The Old General Staff Building (Стара зграда Генералштаба), also known as the Stone Palace (Камена палата) and the Baumgarten Palace (Бомгартeнова палата), houses the Ministry of Defence of Serbia. It is located in Kneza Miloša Street, Belgrade.

== History ==
The period between the world wars in was marked by the erection of a large number of private and public buildings in Belgrade. In this period, the buildings were designed according to the academic concept, as monumental buildings with the symmetrical scheme of the basis, with tall columns and pilasters and other elements which represent the reminiscence to the historical styles, first of all classicism. In the late 19th century Europe the architecture of historical styles, which prevailed in the European architecture, underwent its transformation reflecting in the looser application of these styles. In Europe and in our country, the state institutions and rich investors played the important role in promotion of the architecture of historical styles. The monumental and decorative architecture were used to emphasize the power and the social position so the state and public buildings were built in this style, which became official. Technical High Schools and the Academies in the European centres contributed to the conformation and accreditation of the academic architecture based on the eclecticism as the style accepted by the state. Certain types of public buildings followed the established scheme and only individuals managed to achieve progress in creative and any other sense. Right in the period between the two wars, Belgrade begins to spread intensively. Monumental architectural masterpieces represented the confirmation and some kind of materialization of the new social reality created after the announcement of the Kingdom. After the World War I in Belgrade, the concentration of state administration made it political and administrative centre of the Kingdom of Yugoslavia. One after the other, the buildings of the state ministries were built in the Kneza Miloša Street and each subsequent building was bigger and more expensive than the previous one.

Building was built from 1924 to 1928 and was one of the most modern buildings in Europe compared to buildings intended for similar purposes (the army headquarters). In 1937, the building was declared the most beautiful building in Belgrade. The General Staff Building of Yugoslav Royal Army was one of the few buildings that Germans did not hit during the April bombing of Belgrade in 1941, although one of the first bombs fell only few metres from it, on the former building of the Ministry of War.

The Cultural Heritage Protection Institute of the City of Belgrade carried the reconstruction of the facades, the conservatory and restoration works in the interior (primarily the Warriors Hall), in the period from 2008 to 2010.

== Architecture ==
The Old General Staff Building represents one of the best examples of public buildings erected in Belgrade, in the style of academism. When it was erected, the Old General Staff Building was one of the most monumental and most expensive buildings with area of some on 9,500 sq meters.
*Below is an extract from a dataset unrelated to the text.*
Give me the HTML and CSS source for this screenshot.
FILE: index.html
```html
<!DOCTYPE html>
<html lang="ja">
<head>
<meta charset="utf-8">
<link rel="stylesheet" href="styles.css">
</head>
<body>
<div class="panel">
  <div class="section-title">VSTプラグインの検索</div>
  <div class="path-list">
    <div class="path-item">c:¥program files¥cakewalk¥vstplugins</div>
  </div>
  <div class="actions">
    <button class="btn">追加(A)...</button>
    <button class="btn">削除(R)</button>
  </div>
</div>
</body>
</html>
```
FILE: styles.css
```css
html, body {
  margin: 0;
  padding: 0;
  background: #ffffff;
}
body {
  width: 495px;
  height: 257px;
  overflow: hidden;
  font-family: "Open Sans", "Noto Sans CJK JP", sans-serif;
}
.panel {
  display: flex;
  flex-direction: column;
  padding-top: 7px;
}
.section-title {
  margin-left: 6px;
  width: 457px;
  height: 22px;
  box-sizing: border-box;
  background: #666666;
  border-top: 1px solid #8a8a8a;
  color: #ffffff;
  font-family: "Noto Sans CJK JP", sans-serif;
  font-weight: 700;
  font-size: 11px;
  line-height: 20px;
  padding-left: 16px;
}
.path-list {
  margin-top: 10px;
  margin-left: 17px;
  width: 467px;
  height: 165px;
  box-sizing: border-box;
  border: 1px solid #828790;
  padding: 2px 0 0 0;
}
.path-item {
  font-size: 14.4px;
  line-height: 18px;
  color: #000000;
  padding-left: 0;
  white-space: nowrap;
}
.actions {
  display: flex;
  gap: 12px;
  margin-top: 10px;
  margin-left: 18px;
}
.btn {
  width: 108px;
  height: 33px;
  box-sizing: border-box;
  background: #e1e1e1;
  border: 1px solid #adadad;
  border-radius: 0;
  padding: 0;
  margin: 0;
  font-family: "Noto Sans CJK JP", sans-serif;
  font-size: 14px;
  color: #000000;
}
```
The architect, Vasily Wilhelm Baumgarten, realized many other important works, especially in the period between the mid-twenties and mid-thirties.
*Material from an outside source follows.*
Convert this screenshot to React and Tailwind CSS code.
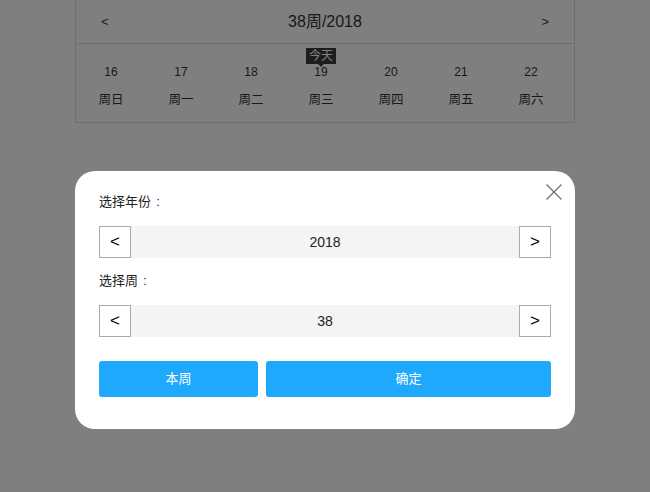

Since 1984 the building has been under the state protection and is inscribed on the list of cultural monuments.

=== Exterior ===
The facades were firmly composed and emphasized by the rhythmical row of columns with Corinthian capitols, doubled on the cornered projections. These columns take up three-storey height and bear a massive architrave flowing along all the facades and significantly stick out from the plane. Decorative structures in full plastic representing warriors and scenes from the warrior life are set up on the cornered projections above the architraved cornice. As a rule, the groups are two-membered and they represent: the fight of warriors, the warrior and the wounded, who kills the woman and himself, and the archer and the warrior with a sword. Each group repeats three times, so the compositions of four groups set up over the cornered projections are visible on all three corners of the facade. The author of these sculptures is the architect Ivan Rik. Being familiar with the Antique Sculpture of the classical period, Rik made the sketches in which the themes, the movement, the clothes and the weapons were precisely presented. These sculptures can be classified as the better designs of the decorative plastic on the facades of the buildings in Belgrade. The workshop of the Ivana Vanik and Milan Duhač worked on the processing of these facades, richly ornamented with architectural elements.

=== Interior ===
The interior of the Old General Staff Building is richly and carefully decorated. The walls, the floors and the ceilings were done in different materials and decorative elements mostly originating from the period of Antique and renaissance. It could be said that, by style, the interior is the closest to the Russian empire style, the prevailing style in the artistic circles in the first half of the 19th century. Although the building of the former Army Headquarters was designed a hundred years later, these influences were more than obvious. The assumption is that the author was inspired by some palace or public building from the Imperial Russia, the country of his origin. The entrance, the vestibule and the ceremonial hall were the most richly decorated. The central staircase at the entrance is flanked with the parapets, and two doubled columns rise up from there, bearing the coffered ceiling. The coffered ceiling is filled with floral rosettes. The ceiling in the longitudinal hall is decorated with the stucco and painted decorations with the motifs taken from the renaissance decorative program, the ceiling above the ceremonial bifurcated staircase is decorated with the medallions and ornaments of the floral origin. The central decorative motif of the entrance part is the monumental composition at the entrance door of the ceremonial hall. This entrance was decorated with double columns in articulated roughly hewn stone with the tympanum and the sculptural composition in the high relief, and which represents Samson and a lion. The composition Samson and a lion was done by Vladimir Zagorodnjuk, the author of decorative sculptures on many other buildings in Belgrade. The composition Samson and a lion personifies the power and the fight. It is thematically appropriate in that space. Formally, it was taken from the garden architecture of the late renaissance villas and in the interior it was inappropriately used.

==== Warriors Hall ====
The ceremonial hall, the Warriors Hall, represents an authentic masterpiece, with columns, above which there was a gallery with arch openings, where sometimes, if it was necessary, a choir was standing. It has side-mounted windows, with rhythmically arranged columns between them, with Corinthian capitols bearing the architraved cornice. Above the cornice there are warriors' busts, naked and in armour. The ceiling is decorated with medallions with floral elements, similar to the ceiling in vestibule. Above the entrance door the cartouche with military insignations bearing two female figures was set up. The overall internal decoration of the building was done by the workshop of Spasa Petrović. A very rich decoration and the use of luxurious materials testify about the great attention dedicated to the decoration of the Warriors Hall which belongs to the most decorated halls in Belgrade of that time. After the World War II the inadequate repainting of the stucco and painting decoration was undertaken. These works contributed to even more invasive appearance of the decorative interior.